Is there a point? No. There are two.
  • I don’t know if it would be awful not to have a shower- I mean you can always buy that shower attachment thing for the bathtub and pretend to have a real shower. Or if you lived in the bush, just tickle an elephant which just drank a lot of water. Well I wouldn’t bathe in the elephants pee.... I mean how does an elephant drink water – it snorts it up its "nose" right and then shoots it up its mouth? What if we could tickle it before it went down to the common ear nose and throat portion and then it would sneeze the water out on us dirty dirty humans. It may be a bit mucousy, but its better than bathing in pee right?
Just once do something useful, Babar
  •  Jik is toxic if you put it inside you. Don’t do that. People insides are meant to look nice and shiny and  red. Not that I’ve ever seen a person’s insides. I mean I’m not one of those sick people that that kill other people and then cut them up to see what their insides look like. HAHAHAHAHAHAHA. Um. Yes Jik is toxic.The point is not what you do once you have killed someone, the point is the torment leading up to the killing. Much more fun. It just gets far too messy after that. And then you have this stinky body to deal with. How do you get rid of it? Acid? Cement blocks attached to the feet and a large lake? A blender? No, all pains in the neck. I would make a horrible serial killer because I am far too lazy.
I have only seen Dead Alive about a million times
  • For all your ear cleaning needs, I am informed that you shouldn’t use earbuds inside your ear. They just push all that waxy wax deeper into your ear canals anyway, which could lead to blockage and one day, ear amputation and a resulting loss of balance.  They just cut your ears clean off. If you’re lucky, they cut off both, otherwise you’d just be walking in circles for the rest of your life. EARBUDS ARE NOT YOUR FRIENDS! THAT’S A GODDAMM LIE! THOSE FUCKERS AT JOHNSON AND JOHNSON PULL THIS SHIT ALL THE TIME

I typed "Corporate evil"in google and this happened.
  • Be careful about old persons snoring and strange noises. If an old person ever makes them then leans over to you and says, “I would like to have your soul now”, you must immediately invoke the name of Hastur and tell him/her to lay down in his name.
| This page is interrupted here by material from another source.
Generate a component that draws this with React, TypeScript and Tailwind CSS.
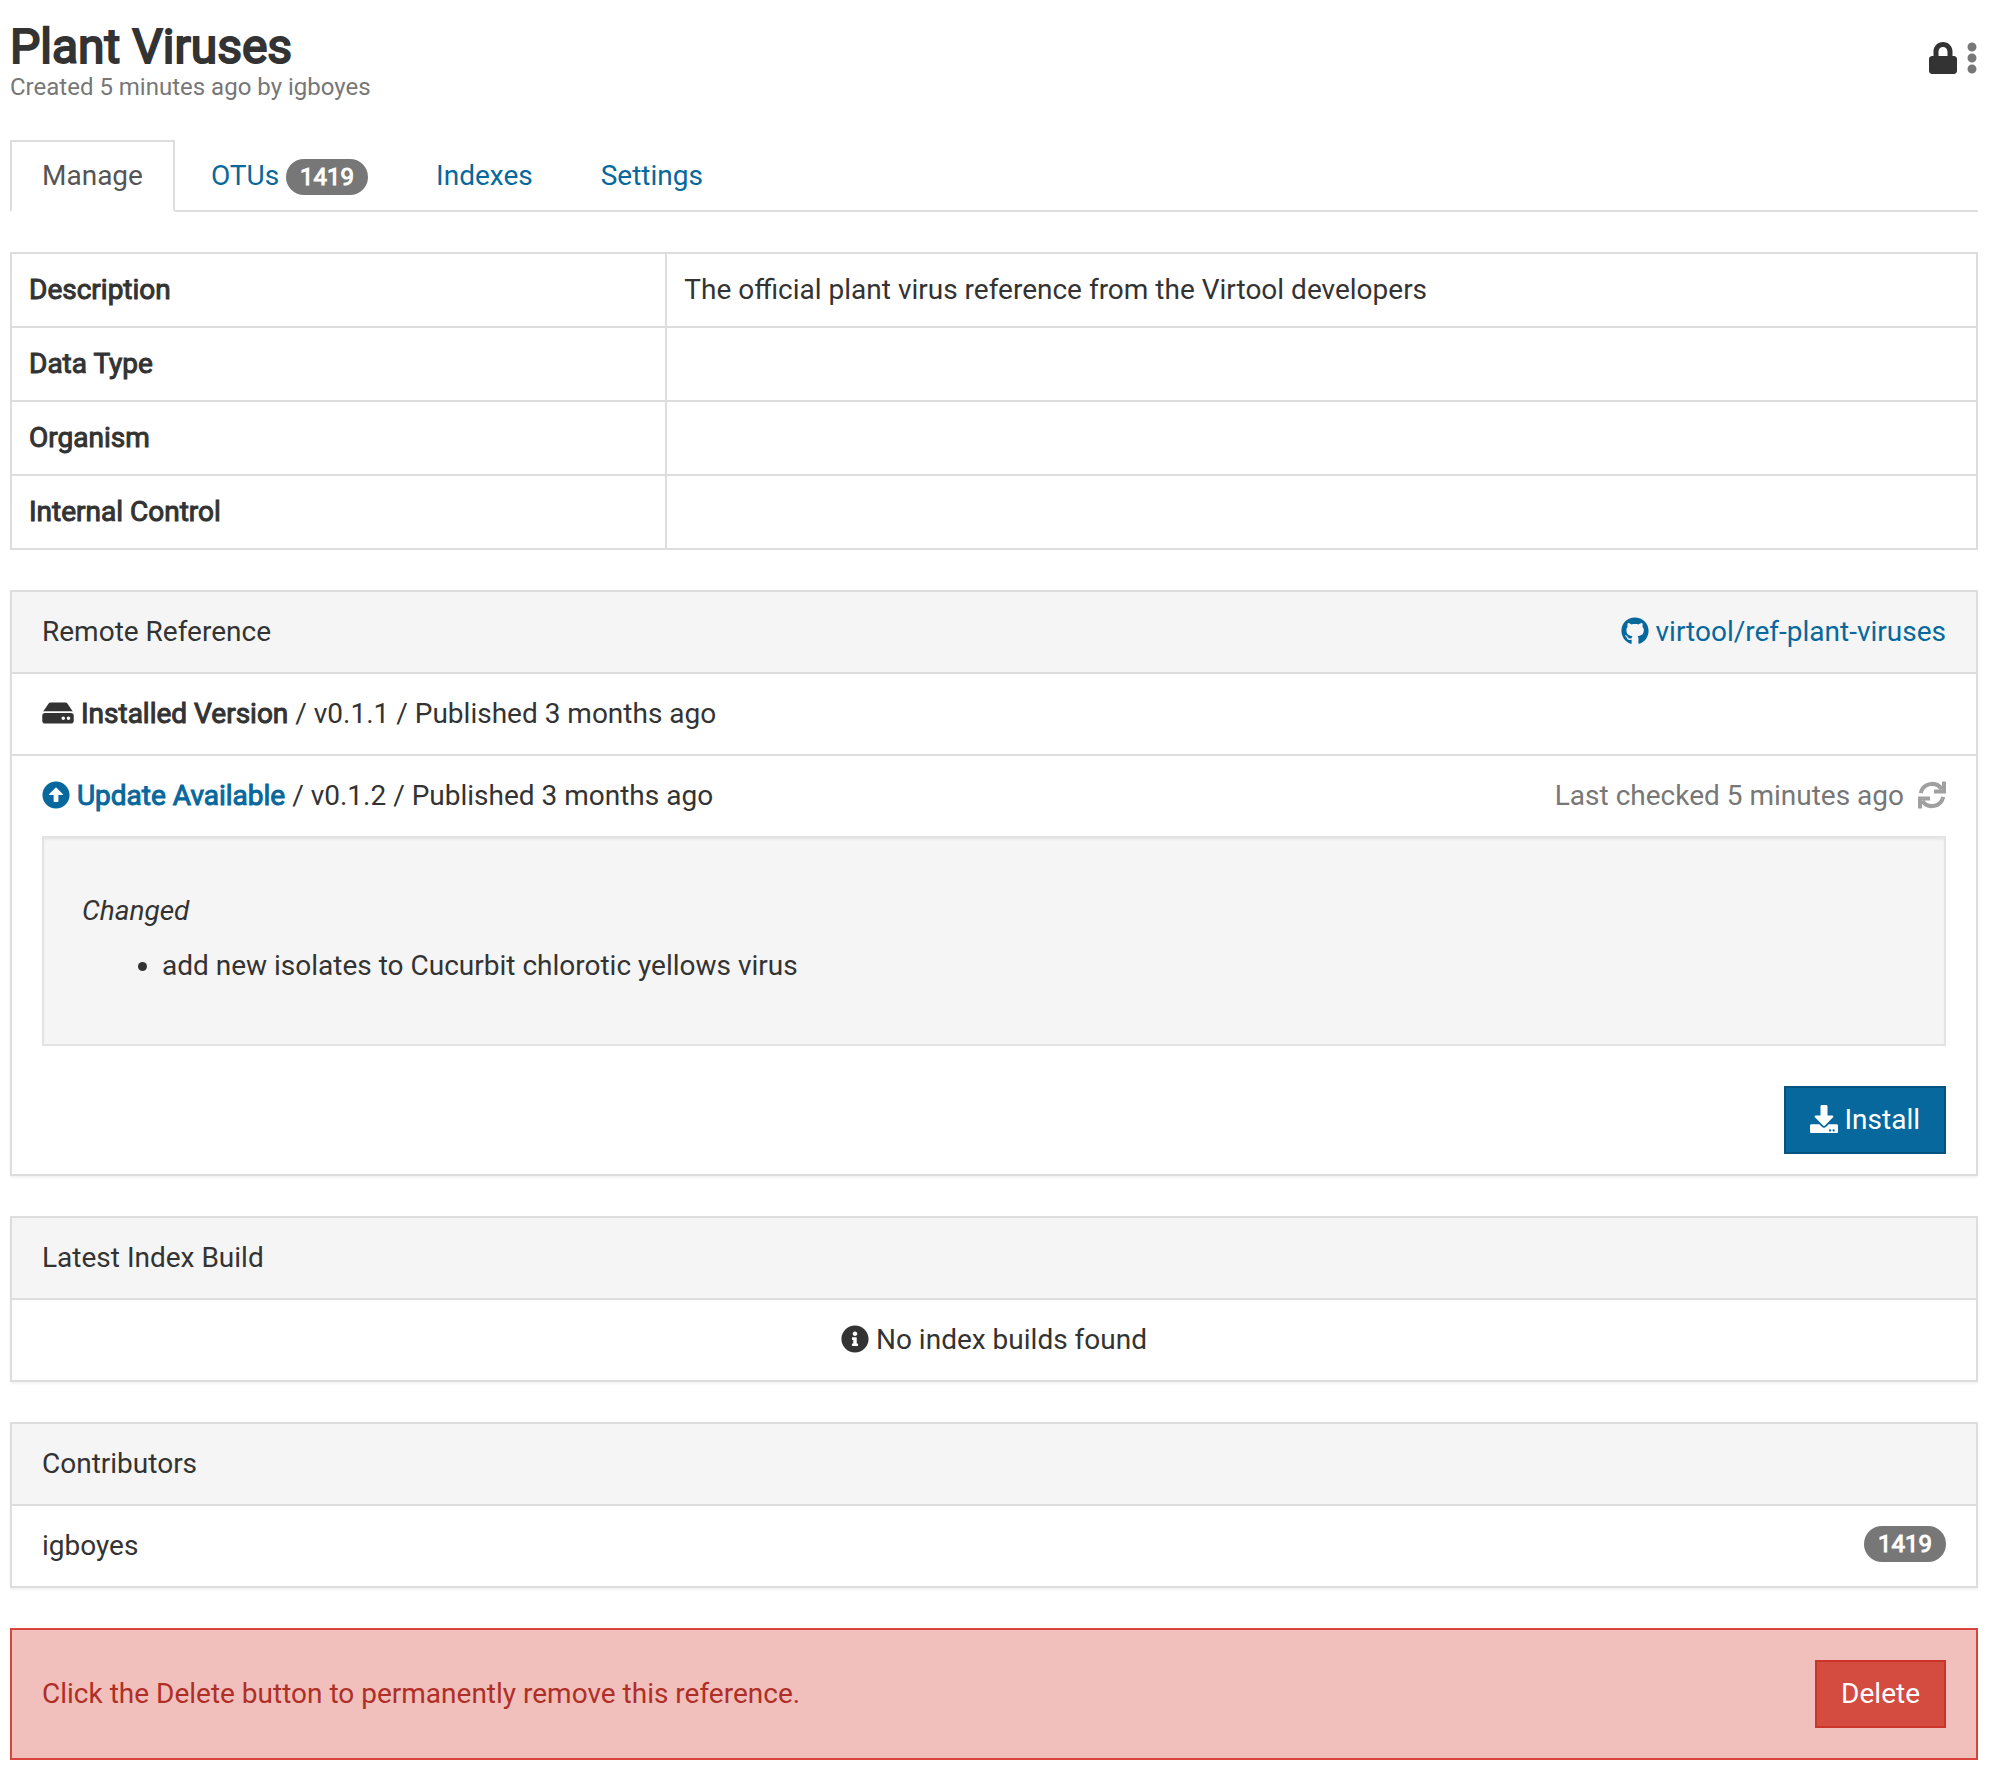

I read it in a book once.
Hastur the Unspeakable. But if you type it, its fine.

The only really gross TMI story I can think of is this: (be warned- avoid if you have just eaten.) So this one time I really needed to pee and my uncle, who was a bit of a drunk told me he knew of this bar in this really seedy part of Stanger which was close by. Now obviously we were nowhere close to home. And it was clear my uncle wanted to get something to drink, rather than stop so I could relieve myself on the side of the road. So off we go, into this bar with no lights and shady looking characters and I ask the guy at the entrance where the bathroom was. He points to a rusty door on the far side of the room while I’m standing there trying not to burst through my pants. I did the Charlston method across the room- which is frankly the only way you can move when you are in said position to avoid unnecessary leakage. I open the door. The smell hits me first. Just rank, damp, fungousy smells and stale air, there were no windows. There was one stall and the urinals had plastic bags around them. I open the door to the stalls and there appeared to be brown writing on the walls, it looked smeared on. Not only that, the worst part was the actual bowl. It was piled to the top with a mixture of chocolate mousse and lemon juice. I cant even say the actual words, because I feel like throwing up just thinking about it. So what does a boy do in this position? He pees, with his eyes closed and his shirt over his face trying to cover his mouth and nose. I grew impressive chest hair that night, but the nightmares only stopped after a few days.